Lawmakers warn of ICANN's split with Commerce
A group of lawmakers is appealing to the Commerce Department to take action to keep up its close ties with the organization that oversees the system of assigning names on the Internet.
Since its inception in 1998, the International Corporation for Assigned Names and Numbers (ICANN) has operated in partnership with the Commerce Department, but the Joint Project Agreement (JPA) that keeps it tethered to the U.S. government is set to expire on Sept. 30.
In a letter sent to Commerce Secretary Gary Locke, 10 lawmakers, including the chairmen of the House Energy and Commerce Committee and the subcommittee that oversees Internet issues, appealed for a more binding and permanent agreement with ICANN, which has been widely criticized for operating without the transparency and accountability its constituents would like to see.

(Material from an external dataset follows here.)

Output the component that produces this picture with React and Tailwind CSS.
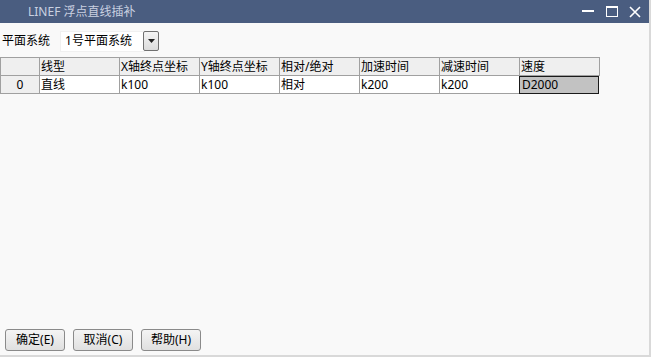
import React from "react";

const cols = ["线型", "X轴终点坐标", "Y轴终点坐标", "相对/绝对", "加速时间", "减速时间", "速度"];
const vals = ["直线", "k100", "k100", "相对", "k200", "k200", "D2000"];

export default function App() {
  return (
    <div
      className="w-[651px] h-[357px] flex flex-col bg-[#f9f9f9] border-r-2 border-b-2 border-[#d9d9d9] overflow-hidden"
      style={{ fontFamily: '"Noto Sans", "Noto Sans CJK SC", sans-serif' }}
    >
      <div className="h-[23px] bg-[#4a5d80] flex items-center shrink-0">
        <div className="pl-[28px] text-[12px] text-[#c9d1e0] leading-none">LINEF 浮点直线插补</div>
        <div className="ml-auto flex items-center h-full">
          <svg width="14" height="14" viewBox="0 0 14 14" className="mr-[10px]">
            <rect x="1" y="5" width="12" height="2" fill="#ffffff" />
          </svg>
          <svg width="14" height="14" viewBox="0 0 14 14" className="mr-[9px]">
            <rect x="1.5" y="1.5" width="11" height="10" fill="none" stroke="#ffffff" strokeWidth="1" />
            <rect x="1" y="1" width="12" height="2" fill="#ffffff" />
          </svg>
          <svg width="14" height="14" viewBox="0 0 14 14" className="mr-[7px]">
            <path d="M2 2 L12 12 M12 2 L2 12" stroke="#ffffff" strokeWidth="1.6" />
          </svg>
        </div>
      </div>

      <div className="flex items-center h-[34px] pt-[2px]">
        <span className="pl-[2px] text-[12px] text-black">平面系统</span>
        <div className="ml-[10px] w-[85px] h-[21px] bg-white border border-[#f0f0f0] flex items-center pl-[4px] text-[12px] text-black">
          1号平面系统
        </div>
        <div className="w-[16px] h-[20px] ml-[-2px] border border-[#707070] rounded-[2px] bg-gradient-to-b from-[#f4f4f4] to-[#dcdcdc] flex items-center justify-center">
          <svg width="7" height="4" viewBox="0 0 7 4">
            <path d="M0 0 L7 0 L3.5 4 Z" fill="#222" />
          </svg>
        </div>
      </div>

      <div className="w-[600px] text-[12px] text-black">
        <div className="flex h-[19px] border-t border-[#a0a0a0]">
          <div className="w-[40px] bg-[#efefef] border-l border-r border-b border-[#a0a0a0]" />
          {cols.map((c) => (
            <div key={c} className="w-[80px] bg-[#efefef] border-r border-b border-[#a0a0a0] pl-[1px] leading-[18px]">
              {c}
            </div>
          ))}
        </div>
        <div className="flex h-[18px]">
          <div className="w-[40px] bg-[#efefef] border-l border-r border-b border-[#a0a0a0] text-center leading-[17px]">0</div>
          {vals.map((v, i) =>
            i === 6 ? (
              <div key={i} className="w-[80px] bg-[#c2c2c2] border border-[#1a1a1a] ml-[-1px] pl-[2px] leading-[16px]">
                {v}
              </div>
            ) : (
              <div key={i} className="w-[80px] bg-white border-r border-b border-[#a0a0a0] pl-[1px] leading-[17px]">
                {v}
              </div>
            )
          )}
        </div>
      </div>

      <div className="mt-auto flex gap-[8px] pl-[5px] pb-[4px]">
        {["确定(E)", "取消(C)", "帮助(H)"].map((b) => (
          <div
            key={b}
            className="w-[60px] h-[22px] border border-[#8a8a8a] rounded-[3px] bg-gradient-to-b from-[#f4f4f4] to-[#e0e0e0] flex items-center justify-center text-[12px] text-black"
          >
            {b}
          </div>
        ))}
      </div>
    </div>
  );
}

"Rather than replacing the JPA with additional JPAs or Memoranda of Understanding that expire every few years, we believe the time has come for a permanent instrument to which ICANN and the Department of Commerce are co-signatories," they wrote.
The lawmakers outlined several principles they'd like to see included in the arrangement, which would involve guarantees from ICANN that it will remain a nonprofit group based in the United States. Many of the signatories were on hand to grill outgoing ICANN CEO Paul Twomey at a House subcommittee hearing in June.
Twomey, for his part, said that ICANN planned to remain a U.S.-based nonprofit, and that while the group wouldn't likely renew the JPA, he tried to assure the representatives that nothing substantive about its operations would change after September.